I strongly believe that the only way I can be successful as an agent is to be as honest as possible with my clients. Typically I think this is appreciated. If you send me something that’s not your best work it’s my job to tell you and to give suggestions on what I think needs to be done to make it your best work. It’s also my job to tell you what I believe the market can and will support and whether or not what you’re writing might be a more difficult sell, or an impossible sell, than other ideas you have. Presumably when you’re hiring an agent you’re hiring someone for her expertise and knowledge of publishing and not simply a middleman who can shuffle papers on your behalf.
Let me tell you something that will not work for me and, if you really want the best representation, shouldn’t work for you either. It will not work if I send you a list of revision suggestions, edits, or concerns about your proposal and instead of looking carefully at what I’m saying, you respond with something along the lines of, “I disagree. Submit it anyway.” Nope. That won’t work with me. You might disagree and I can respect that. I even welcome a discussion on how we can make the proposal work, if possible. In fact, I think a number of my clients can tell stories of when we disagreed on something. I don’t expect to be blindly followed. I don’t want to be blindly followed. Selling a book takes teamwork and a good team listens to the ideas of all of its members. I also don’t expect to be ordered around. I’m not here at your beck and call. I don’t even get paid until something sells, so if I thought it would sell why wouldn’t I want to get paid?

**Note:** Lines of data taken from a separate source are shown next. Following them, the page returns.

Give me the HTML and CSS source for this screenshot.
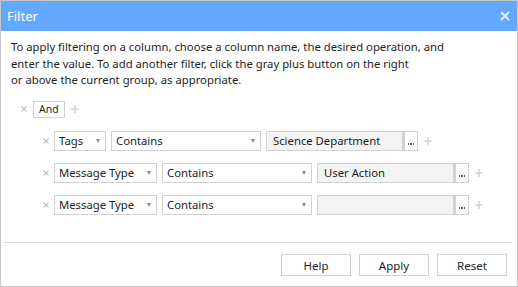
FILE: index.html
```html
<!DOCTYPE html>
<html lang="en">
<head>
    <meta charset="UTF-8">
    <title>Filter</title>
    <link rel="stylesheet" href="styles.css">
</head>
<body>
    <div class="dialog">
        <div class="title-bar">
            <span class="title">Filter</span>
            <svg class="close" width="10" height="10" viewBox="0 0 10 10">
                <path d="M1 1 L9 9 M9 1 L1 9" stroke="#e4efff" stroke-width="1.8"/>
            </svg>
        </div>

        <p class="hint">
            To apply filtering on a column, choose a column name, the desired operation, and<br>
            enter the value. To add another filter, click the gray plus button on the right<br>
            or above the current group, as appropriate.
        </p>

        <div class="group-row">
            <svg class="remove" width="6" height="6" viewBox="0 0 6 6"><path d="M0.5 0.5 L5.5 5.5 M5.5 0.5 L0.5 5.5" stroke="#c4c4c4" stroke-width="1.2"/></svg>
            <span class="group-op">And</span>
            <svg class="add" width="8" height="8" viewBox="0 0 8 8"><path d="M4 0 V8 M0 4 H8" stroke="#d4d4d4" stroke-width="1.6"/></svg>
        </div>

        <div class="conditions">
            <div class="condition">
                <svg class="remove" width="6" height="6" viewBox="0 0 6 6"><path d="M0.5 0.5 L5.5 5.5 M5.5 0.5 L0.5 5.5" stroke="#c4c4c4" stroke-width="1.2"/></svg>
                <div class="select col-short"><span>Tags</span><i class="arrow"></i></div>
                <div class="select op-long"><span>Contains</span><i class="arrow"></i></div>
                <div class="value"><span>Science Department</span></div>
                <div class="dots"><i></i><i></i><i></i></div>
                <svg class="add" width="8" height="8" viewBox="0 0 8 8"><path d="M4 0 V8 M0 4 H8" stroke="#d4d4d4" stroke-width="1.6"/></svg>
            </div>
            <div class="condition">
                <svg class="remove" width="6" height="6" viewBox="0 0 6 6"><path d="M0.5 0.5 L5.5 5.5 M5.5 0.5 L0.5 5.5" stroke="#c4c4c4" stroke-width="1.2"/></svg>
                <div class="select col-long"><span>Message Type</span><i class="arrow"></i></div>
                <div class="select op-long"><span>Contains</span><i class="arrow"></i></div>
                <div class="value"><span>User Action</span></div>
                <div class="dots"><i></i><i></i><i></i></div>
                <svg class="add" width="8" height="8" viewBox="0 0 8 8"><path d="M4 0 V8 M0 4 H8" stroke="#d4d4d4" stroke-width="1.6"/></svg>
            </div>
            <div class="condition">
                <svg class="remove" width="6" height="6" viewBox="0 0 6 6"><path d="M0.5 0.5 L5.5 5.5 M5.5 0.5 L0.5 5.5" stroke="#c4c4c4" stroke-width="1.2"/></svg>
                <div class="select col-long"><span>Message Type</span><i class="arrow"></i></div>
                <div class="select op-long"><span>Contains</span><i class="arrow"></i></div>
                <div class="value"><span></span></div>
                <div class="dots"><i></i><i></i><i></i></div>
                <svg class="add" width="8" height="8" viewBox="0 0 8 8"><path d="M4 0 V8 M0 4 H8" stroke="#d4d4d4" stroke-width="1.6"/></svg>
            </div>
        </div>

        <div class="footer">
            <button>Help</button>
            <button>Apply</button>
            <button>Reset</button>
        </div>
    </div>
</body>
</html>
```

FILE: styles.css
```css
:root {
    --title: #63a8ff;
    --border: #d2d2d2;
    --frame: #c8c8c8;
    --text: #1e1e1e;
    --field: #f3f3f3;
}

* {
    box-sizing: border-box;
    font-family: 'Noto Sans', 'Open Sans', sans-serif;
}

body {
    margin: 0;
    background: white;
}

.dialog {
    width: 518px;
    height: 287px;
    border: 1px solid var(--frame);
    color: var(--text);
    display: flex;
    flex-direction: column;
}

.title-bar {
    height: 30px;
    background: var(--title);
    color: white;
    display: flex;
    align-items: center;
    justify-content: space-between;
    padding: 0 7px 0 6px;
}

.title {
    font-size: 13px;
}

.hint {
    margin: 8px 0 0 10px;
    font-size: 11.3px;
    line-height: 16.5px;
}

.group-row {
    display: flex;
    align-items: center;
    margin: 12px 0 0 20px;
    height: 17px;
}

.remove {
    margin-right: 6px;
}

.add {
    margin-left: 6px;
}

.group-op {
    border: 1px solid var(--border);
    height: 17px;
    padding: 0 5px;
    font-size: 10.5px;
    line-height: 15px;
}

.conditions {
    margin: 13px 0 0 42px;
    display: flex;
    flex-direction: column;
    gap: 12px;
}

.condition {
    display: flex;
    align-items: center;
    height: 20px;
}

.condition .remove {
    margin-right: 5px;
}

.select, .value {
    height: 20px;
    border: 1px solid var(--border);
    display: flex;
    align-items: center;
    justify-content: space-between;
    font-size: 11.3px;
    padding: 0 0 0 4px;
    margin-right: 5px;
}

.arrow {
    width: 0;
    height: 0;
    border-left: 2.5px solid transparent;
    border-right: 2.5px solid transparent;
    border-top: 4px solid #8c8c8c;
    margin-right: 5px;
}

.col-short { width: 52px; }
.col-long { width: 103px; }
.op-long { width: 150px; }

.value {
    width: 137px;
    background: var(--field);
    margin-right: 0;
    padding-left: 6px;
}

.dots {
    width: 15px;
    height: 20px;
    border: 1px solid var(--border);
    border-left: 2px solid var(--border);
    display: flex;
    align-items: flex-end;
    justify-content: center;
    gap: 1px;
    padding-bottom: 5px;
}

.dots i {
    width: 1.5px;
    height: 1.5px;
    background: #5c5c66;
}

.footer {
    margin: auto 5px 0 2px;
    border-top: 1px solid #dcdcdc;
    display: flex;
    justify-content: flex-end;
    gap: 8px;
    padding: 11px 5px 10px 0;
}

.footer button {
    width: 70px;
    height: 22px;
    background: white;
    border: 1px solid var(--border);
    font-size: 11.5px;
    color: var(--text);
    padding: 0;
}
```
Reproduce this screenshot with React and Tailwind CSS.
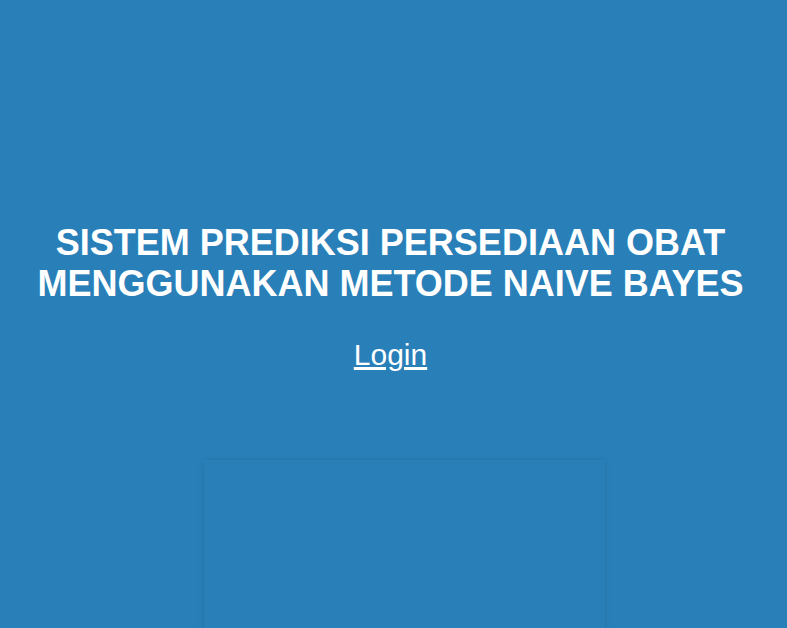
export default function App() {
  return (
    <div className="min-h-[628px] h-[628px] bg-[#2980b9] font-['Liberation_Sans',Arial,sans-serif] text-white overflow-hidden">
      <div className="pt-[222px] flex flex-col">
        <h1 className="text-[36px] leading-[41.4px] font-bold text-center pr-[6px]">
          SISTEM PREDIKSI PERSEDIAAN OBAT
          <br />
          MENGGUNAKAN METODE NAIVE BAYES
        </h1>
        <div className="mt-[33px] pr-[6px] text-center text-[30px] leading-[34.5px]">
          <a href="#" className="underline">
            Login
          </a>
        </div>
        <div className="mt-[88px] ml-[204px] w-[401px] h-[300px] bg-[#2980b9] shadow-[0_0_6px_rgba(0,0,0,0.12)]" />
      </div>
    </div>
  );
}
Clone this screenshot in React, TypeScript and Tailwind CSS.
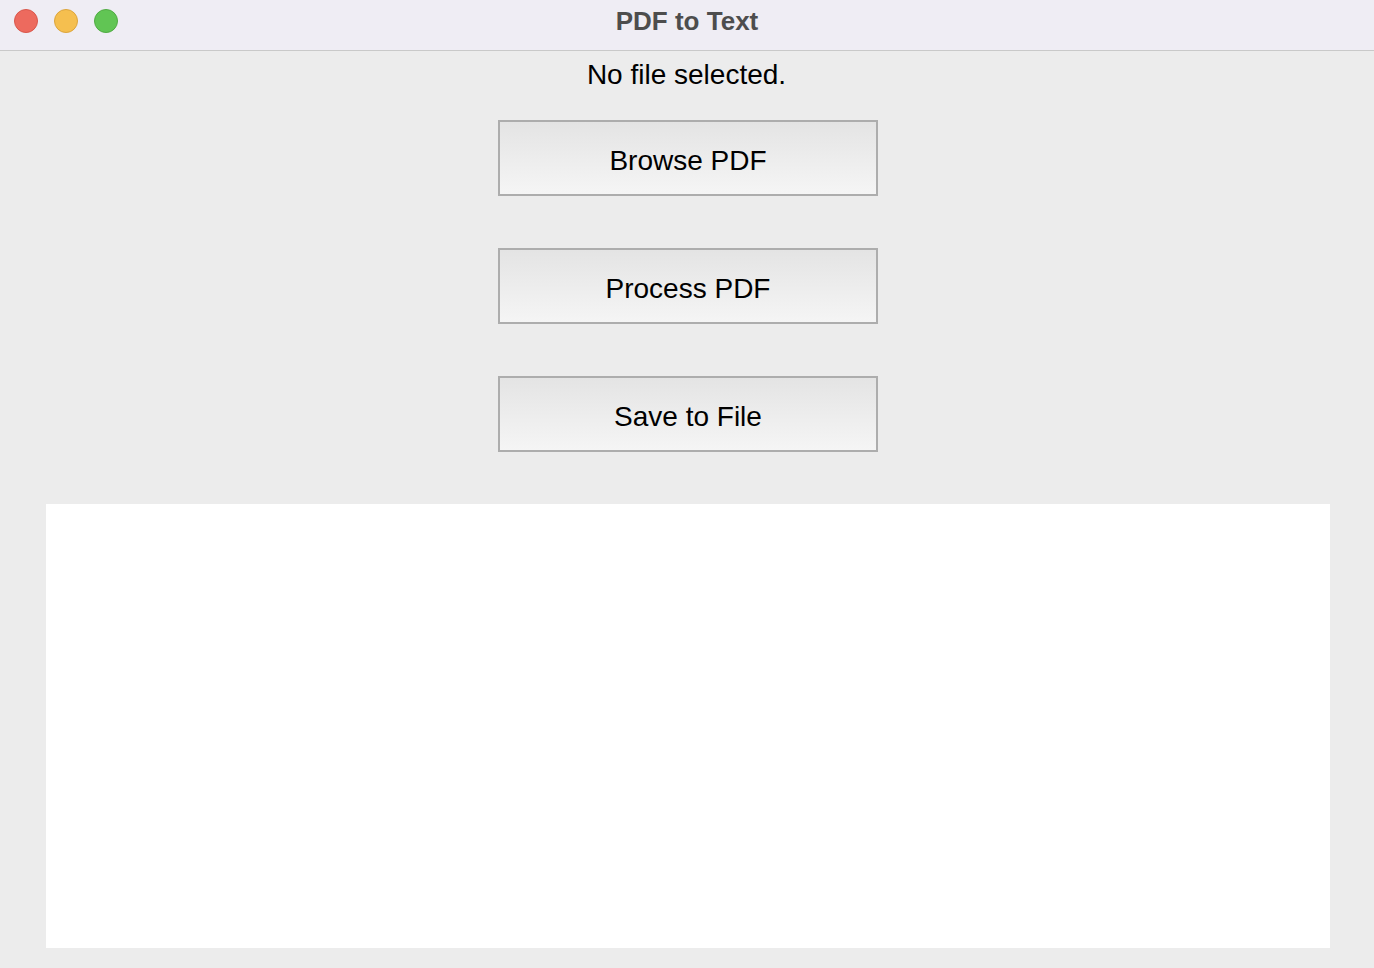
export default function App() {
  const btn =
    "w-[380px] h-[76px] border-2 border-[#adadad] bg-gradient-to-b from-[#e4e4e4] to-[#f5f5f5] text-[28px] text-black flex items-center justify-center pt-[5px]";
  return (
    <div className="w-[1374px] h-[968px] bg-[#ececec] flex flex-col" style={{ fontFamily: '"Liberation Sans", Arial, sans-serif' }}>
      <div className="h-[51px] bg-[#efedf4] border-b border-[#c9c9c9] flex items-start relative shrink-0">
        <div className="flex gap-[16px] pl-[14px] pt-[9px]">
          <div className="w-[24px] h-[24px] rounded-full bg-[#ed6a5e] border border-[#d9574b]" />
          <div className="w-[24px] h-[24px] rounded-full bg-[#f5bf4f] border border-[#dca53c]" />
          <div className="w-[24px] h-[24px] rounded-full bg-[#61c554] border border-[#50ab43]" />
        </div>
        <div className="absolute inset-0 flex items-center justify-center text-[26px] font-bold text-[#4d4d4d] pb-[8px] pointer-events-none">
          PDF to Text
        </div>
      </div>
      <div className="flex flex-col items-center flex-1 pl-[2px]">
        <div className="text-[28px] text-black leading-[32px] mt-[8px] mr-[3px]">No file selected.</div>
        <div className="flex flex-col items-center gap-[52px] mt-[29px]">
          <div className={btn}>Browse PDF</div>
          <div className={btn}>Process PDF</div>
          <div className={btn}>Save to File</div>
        </div>
        <div className="mt-[52px] w-[1284px] h-[444px] bg-white" />
      </div>
    </div>
  );
}
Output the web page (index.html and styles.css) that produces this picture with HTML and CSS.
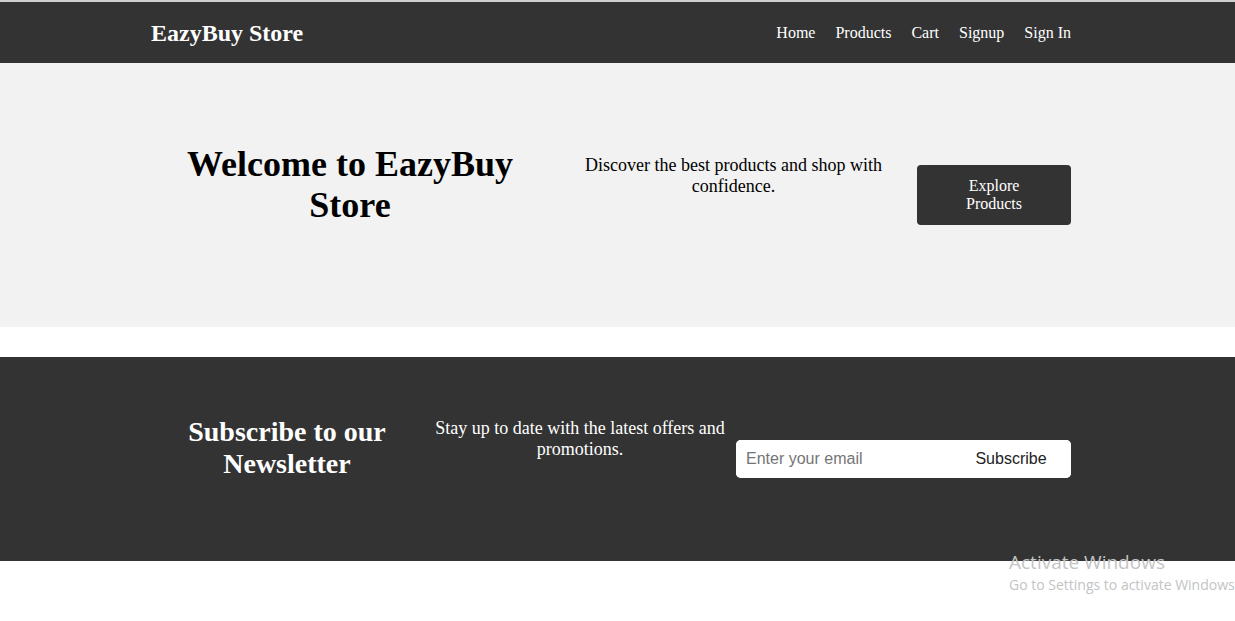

I come to this job with experience, and while I don’t have a crystal ball any more than you do, I have to be honest with you and with myself about what my limitations are. If I really don’t think something can sell then there’s a pretty good possibility that I won’t be the agent to sell it. Most important, though, I’ve spent years working with authors, publishers, other agents, and editors. I’ve spent years learning the ins and outs of this industry and making connections to keep on top of what’s happening, and certainly I hope that you have respect for that.
Let me clarify again that respect doesn’t mean blindly following someone, it doesn’t mean keeping your mouth shut when you disagree and it doesn’t mean doing whatever someone else says. Respect means really taking the time to listen to what the other person has to say, and sometimes respect means compromise. Certainly there have been times when I’ve compromised with my authors, and definitely I know they’ve made compromises for me. However, what you should know is that the biggest compromises I think most of us make are to the publishers. If we can’t handle respecting each other and coming to a middle ground now, we’re never going to make it once we’re in the middle of contract negotiations, cover discussions, editorial work, or sales, marketing and publicity decisions. Trust me, the work you do with your agent is the easy stuff.
I think all of us have seen that there are authors out there with a real lack of respect for agents and what agents can bring to the table. And certainly, yes, there are agents out there with a lack of respect for the work an author does. Presumably you don’t want an agent who disrespects authors. Well, here’s a newsflash: I don’t want authors who disrespect me.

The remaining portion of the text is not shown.